#### What you should do
Copy each line below exactly and leave the pictures out.

#### Exercise data
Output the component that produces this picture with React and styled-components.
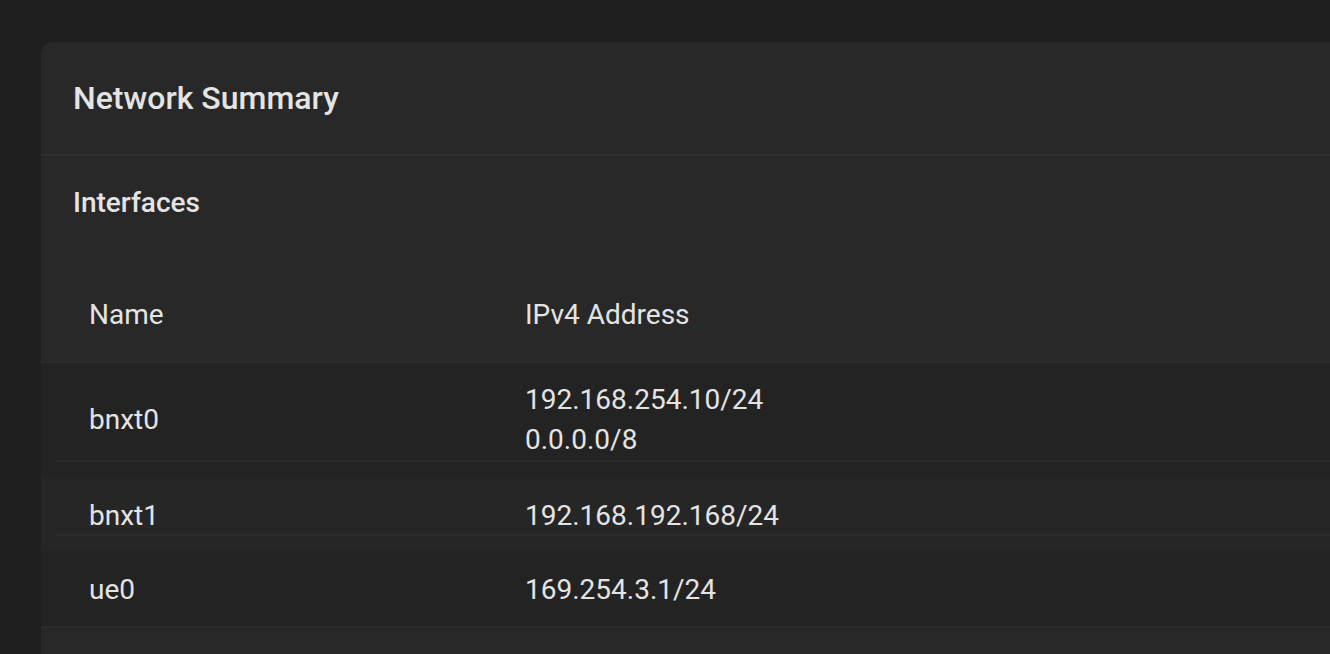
import React from "react";
import styled, { createGlobalStyle } from "styled-components";

const Global = createGlobalStyle`
  html, body { margin: 0; padding: 0; background: #1f1f1f; overflow: hidden; }
  body { font-family: Roboto, "Noto Sans", sans-serif; color: #e4e4e4; }
`;

const Page = styled.div`
  padding: 42px 0 0 41px;
  height: 654px;
  box-sizing: border-box;
`;

const Card = styled.section`
  background: #282828;
  border-radius: 12px 0 0 0;
  margin-right: -40px;
  padding-bottom: 80px;
`;

const CardHeader = styled.header`
  height: 112px;
  display: flex;
  align-items: center;
  padding: 0 32px;
  border-bottom: 2px solid #303030;
`;

const Title = styled.h1`
  margin: 0;
  font-size: 32px;
  font-weight: 500;
`;

const SectionTitle = styled.h2`
  margin: 0;
  height: 92px;
  display: flex;
  align-items: center;
  padding: 0 32px;
  font-size: 28px;
  font-weight: 500;
`;

const Grid = styled.div`
  display: grid;
  grid-template-columns: 436px 1fr;
  padding-left: 48px;
  font-size: 28px;
  font-weight: 400;
`;

const HeadRow = styled(Grid)`
  margin-top: 20px;
  height: 94px;
  align-items: center;
  line-height: 36px;
  border-bottom: 1px solid #2e2e2e;
`;

const Row = styled.div`
  background: ${(p) => p.$bg};
`;

const RowBody = styled(Grid)`
  align-items: center;
  line-height: ${(p) => p.$lh}px;
  padding-top: ${(p) => p.$top}px;
  padding-bottom: ${(p) => p.$bottom}px;
`;

const Divider = styled.div`
  height: 2px;
  background: #2c2c2c;
  margin-left: ${(p) => (p.$full ? 0 : 16)}px;
`;

const Spacer = styled.div`
  height: ${(p) => p.$h}px;
`;

const Cell = styled.div`
  display: flex;
  flex-direction: column;
`;

const rows = [
  { name: "bnxt0", ips: ["192.168.254.10/24", "0.0.0.0/8"], bg: "#232323", lh: 40, top: 17, bottom: 0, spacer: 15 },
  { name: "bnxt1", ips: ["192.168.192.168/24"], bg: "#262626", lh: 36, top: 21, bottom: 0, spacer: 15 },
  { name: "ue0", ips: ["169.254.3.1/24"], bg: "#232323", lh: 36, top: 21, bottom: 18, spacer: 0, full: true },
];

export default function App() {
  return (
    <>
      <Global />
      <Page>
        <Card>
          <CardHeader>
            <Title>Network Summary</Title>
          </CardHeader>
          <SectionTitle>Interfaces</SectionTitle>
          <HeadRow>
            <div>Name</div>
            <div>IPv4 Address</div>
          </HeadRow>
          {rows.map((r) => (
            <Row key={r.name} $bg={r.bg}>
              <RowBody $lh={r.lh} $top={r.top} $bottom={r.bottom}>
                <div>{r.name}</div>
                <Cell>
                  {r.ips.map((ip) => (
                    <span key={ip}>{ip}</span>
                  ))}
                </Cell>
              </RowBody>
              <Divider $full={r.full} />
              {r.spacer > 0 && <Spacer $h={r.spacer} />}
            </Row>
          ))}
        </Card>
      </Page>
    </>
  );
}
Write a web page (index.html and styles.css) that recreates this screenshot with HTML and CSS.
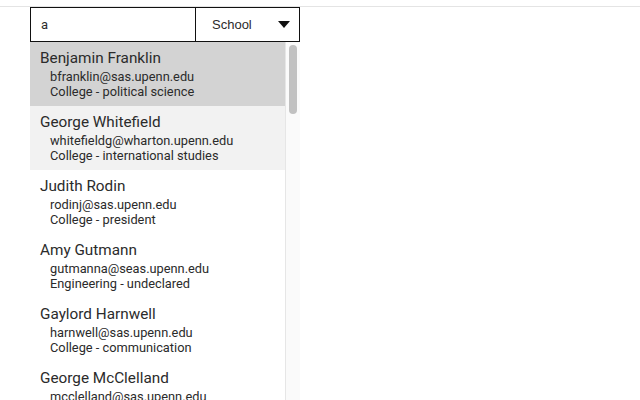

#### Task answer
Output the component that produces this picture with React and styled-components.
import React from "react";
import styled, { createGlobalStyle } from "styled-components";

const Global = createGlobalStyle`
  html, body { margin: 0; padding: 0; background: #1f1f1f; overflow: hidden; }
  body { font-family: Roboto, "Noto Sans", sans-serif; color: #e4e4e4; }
`;

const Page = styled.div`
  padding: 42px 0 0 41px;
  height: 654px;
  box-sizing: border-box;
`;

const Card = styled.section`
  background: #282828;
  border-radius: 12px 0 0 0;
  margin-right: -40px;
  padding-bottom: 80px;
`;

const CardHeader = styled.header`
  height: 112px;
  display: flex;
  align-items: center;
  padding: 0 32px;
  border-bottom: 2px solid #303030;
`;

const Title = styled.h1`
  margin: 0;
  font-size: 32px;
  font-weight: 500;
`;

const SectionTitle = styled.h2`
  margin: 0;
  height: 92px;
  display: flex;
  align-items: center;
  padding: 0 32px;
  font-size: 28px;
  font-weight: 500;
`;

const Grid = styled.div`
  display: grid;
  grid-template-columns: 436px 1fr;
  padding-left: 48px;
  font-size: 28px;
  font-weight: 400;
`;

const HeadRow = styled(Grid)`
  margin-top: 20px;
  height: 94px;
  align-items: center;
  line-height: 36px;
  border-bottom: 1px solid #2e2e2e;
`;

const Row = styled.div`
  background: ${(p) => p.$bg};
`;

const RowBody = styled(Grid)`
  align-items: center;
  line-height: ${(p) => p.$lh}px;
  padding-top: ${(p) => p.$top}px;
  padding-bottom: ${(p) => p.$bottom}px;
`;

const Divider = styled.div`
  height: 2px;
  background: #2c2c2c;
  margin-left: ${(p) => (p.$full ? 0 : 16)}px;
`;

const Spacer = styled.div`
  height: ${(p) => p.$h}px;
`;

const Cell = styled.div`
  display: flex;
  flex-direction: column;
`;

const rows = [
  { name: "bnxt0", ips: ["192.168.254.10/24", "0.0.0.0/8"], bg: "#232323", lh: 40, top: 17, bottom: 0, spacer: 15 },
  { name: "bnxt1", ips: ["192.168.192.168/24"], bg: "#262626", lh: 36, top: 21, bottom: 0, spacer: 15 },
  { name: "ue0", ips: ["169.254.3.1/24"], bg: "#232323", lh: 36, top: 21, bottom: 18, spacer: 0, full: true },
];

export default function App() {
  return (
    <>
      <Global />
      <Page>
        <Card>
          <CardHeader>
            <Title>Network Summary</Title>
          </CardHeader>
          <SectionTitle>Interfaces</SectionTitle>
          <HeadRow>
            <div>Name</div>
            <div>IPv4 Address</div>
          </HeadRow>
          {rows.map((r) => (
            <Row key={r.name} $bg={r.bg}>
              <RowBody $lh={r.lh} $top={r.top} $bottom={r.bottom}>
                <div>{r.name}</div>
                <Cell>
                  {r.ips.map((ip) => (
                    <span key={ip}>{ip}</span>
                  ))}
                </Cell>
              </RowBody>
              <Divider $full={r.full} />
              {r.spacer > 0 && <Spacer $h={r.spacer} />}
            </Row>
          ))}
        </Card>
      </Page>
    </>
  );
}
Write a web page (index.html and styles.css) that recreates this screenshot with HTML and CSS.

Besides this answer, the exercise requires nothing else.